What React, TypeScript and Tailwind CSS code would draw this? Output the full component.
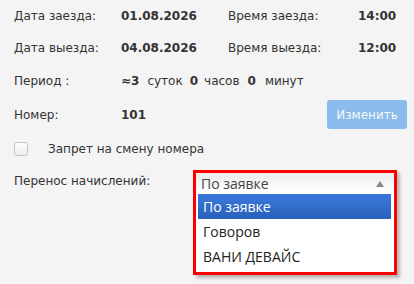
import React from "react";

const label = "text-[12px] text-[#333]";
const value = "text-[12px] font-bold text-[#333]";

export default function App() {
    return (
        <div
            className="w-[414px] h-[284px] bg-[#f4f4f4] overflow-hidden"
            style={{ fontFamily: '"DejaVu Sans", Verdana, sans-serif' }}
        >
            {/* dates */}
            <div className="flex h-[32px] items-center pl-[14px]">
                <span className={`${label} w-[107px]`}>Дата заезда:</span>
                <span className={`${value} w-[107px]`}>01.08.2026</span>
                <span className={`${label} w-[130px]`}>Время заезда:</span>
                <span className={value}>14:00</span>
            </div>
            <div className="flex h-[31px] items-center pl-[14px]">
                <span className={`${label} w-[107px]`}>Дата выезда:</span>
                <span className={`${value} w-[107px]`}>04.08.2026</span>
                <span className={`${label} w-[130px]`}>Время выезда:</span>
                <span className={value}>12:00</span>
            </div>

            {/* period */}
            <div className="flex h-[35px] items-center pl-[14px]">
                <span className={`${label} w-[107px]`}>Период :</span>
                <span className={value}>≈3</span>
                <span className={`${label} ml-[8px]`}>суток</span>
                <span className={`${value} ml-[7px]`}>0</span>
                <span className={`${label} ml-[6px]`}>часов</span>
                <span className={`${value} ml-[8px]`}>0</span>
                <span className={`${label} ml-[9px]`}>минут</span>
            </div>

            {/* room */}
            <div className="flex h-[33px] items-center pl-[14px] pr-[7px]">
                <span className={`${label} w-[107px]`}>Номер:</span>
                <span className={value}>101</span>
                <button className="ml-auto h-[29px] w-[80px] rounded-[3px] bg-[#8bbbea] text-[12px] text-white/95">
                    Изменить
                </button>
            </div>

            {/* checkbox */}
            <div className="flex h-[36px] items-center pl-[14px]">
                <span className="h-[14px] w-[14px] rounded-[3px] border border-[#c4c4c4] bg-[linear-gradient(#fff,#ededed)]" />
                <span className={`${label} ml-[20px]`}>Запрет на смену номера</span>
            </div>

            {/* transfer */}
            <div className="flex pl-[14px] pt-[3px]">
                <span className={`${label} w-[179px] pt-[2px]`}>Перенос начислений:</span>
                <div
                    className="w-[204px] border-[3px] border-[#ff0000] bg-white shadow-[3px_3px_3px_rgba(0,0,0,0.25)]"
                    style={{ fontFamily: '"Open Sans", "DejaVu Sans", sans-serif' }}
                >
                    <div className="flex h-[21px] items-center justify-between bg-[linear-gradient(#eee_20%,#fff_80%)] pl-[5px] pr-[10px] text-[14px] text-[#444]">
                        <span>По заявке</span>
                        <span className="h-0 w-0 border-x-[4px] border-b-[6px] border-x-transparent border-b-[#888]" />
                    </div>
                    <ul className="pb-[3px] pl-[2px] pr-[3px] text-[14px] text-[#222]">
                        <li className="flex h-[25px] items-center bg-[linear-gradient(#3875d7_20%,#2a62bc_90%)] pl-[5px] text-white">
                            По заявке
                        </li>
                        <li className="flex h-[25px] items-center pl-[5px]">Говоров</li>
                        <li className="flex h-[25px] items-center pl-[5px]">ВАНИ ДЕВАЙС</li>
                    </ul>
                </div>
            </div>
        </div>
    );
}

§ §

**Your task**: Keep the pictures out of the copy and write out the data exactly as it stands.

**Task output**:
What React, TypeScript and Tailwind CSS code would draw this? Output the full component.
import React from "react";

const label = "text-[12px] text-[#333]";
const value = "text-[12px] font-bold text-[#333]";

export default function App() {
    return (
        <div
            className="w-[414px] h-[284px] bg-[#f4f4f4] overflow-hidden"
            style={{ fontFamily: '"DejaVu Sans", Verdana, sans-serif' }}
        >
            {/* dates */}
            <div className="flex h-[32px] items-center pl-[14px]">
                <span className={`${label} w-[107px]`}>Дата заезда:</span>
                <span className={`${value} w-[107px]`}>01.08.2026</span>
                <span className={`${label} w-[130px]`}>Время заезда:</span>
                <span className={value}>14:00</span>
            </div>
            <div className="flex h-[31px] items-center pl-[14px]">
                <span className={`${label} w-[107px]`}>Дата выезда:</span>
                <span className={`${value} w-[107px]`}>04.08.2026</span>
                <span className={`${label} w-[130px]`}>Время выезда:</span>
                <span className={value}>12:00</span>
            </div>

            {/* period */}
            <div className="flex h-[35px] items-center pl-[14px]">
                <span className={`${label} w-[107px]`}>Период :</span>
                <span className={value}>≈3</span>
                <span className={`${label} ml-[8px]`}>суток</span>
                <span className={`${value} ml-[7px]`}>0</span>
                <span className={`${label} ml-[6px]`}>часов</span>
                <span className={`${value} ml-[8px]`}>0</span>
                <span className={`${label} ml-[9px]`}>минут</span>
            </div>

            {/* room */}
            <div className="flex h-[33px] items-center pl-[14px] pr-[7px]">
                <span className={`${label} w-[107px]`}>Номер:</span>
                <span className={value}>101</span>
                <button className="ml-auto h-[29px] w-[80px] rounded-[3px] bg-[#8bbbea] text-[12px] text-white/95">
                    Изменить
                </button>
            </div>

            {/* checkbox */}
            <div className="flex h-[36px] items-center pl-[14px]">
                <span className="h-[14px] w-[14px] rounded-[3px] border border-[#c4c4c4] bg-[linear-gradient(#fff,#ededed)]" />
                <span className={`${label} ml-[20px]`}>Запрет на смену номера</span>
            </div>

            {/* transfer */}
            <div className="flex pl-[14px] pt-[3px]">
                <span className={`${label} w-[179px] pt-[2px]`}>Перенос начислений:</span>
                <div
                    className="w-[204px] border-[3px] border-[#ff0000] bg-white shadow-[3px_3px_3px_rgba(0,0,0,0.25)]"
                    style={{ fontFamily: '"Open Sans", "DejaVu Sans", sans-serif' }}
                >
                    <div className="flex h-[21px] items-center justify-between bg-[linear-gradient(#eee_20%,#fff_80%)] pl-[5px] pr-[10px] text-[14px] text-[#444]">
                        <span>По заявке</span>
                        <span className="h-0 w-0 border-x-[4px] border-b-[6px] border-x-transparent border-b-[#888]" />
                    </div>
                    <ul className="pb-[3px] pl-[2px] pr-[3px] text-[14px] text-[#222]">
                        <li className="flex h-[25px] items-center bg-[linear-gradient(#3875d7_20%,#2a62bc_90%)] pl-[5px] text-white">
                            По заявке
                        </li>
                        <li className="flex h-[25px] items-center pl-[5px]">Говоров</li>
                        <li className="flex h-[25px] items-center pl-[5px]">ВАНИ ДЕВАЙС</li>
                    </ul>
                </div>
            </div>
        </div>
    );
}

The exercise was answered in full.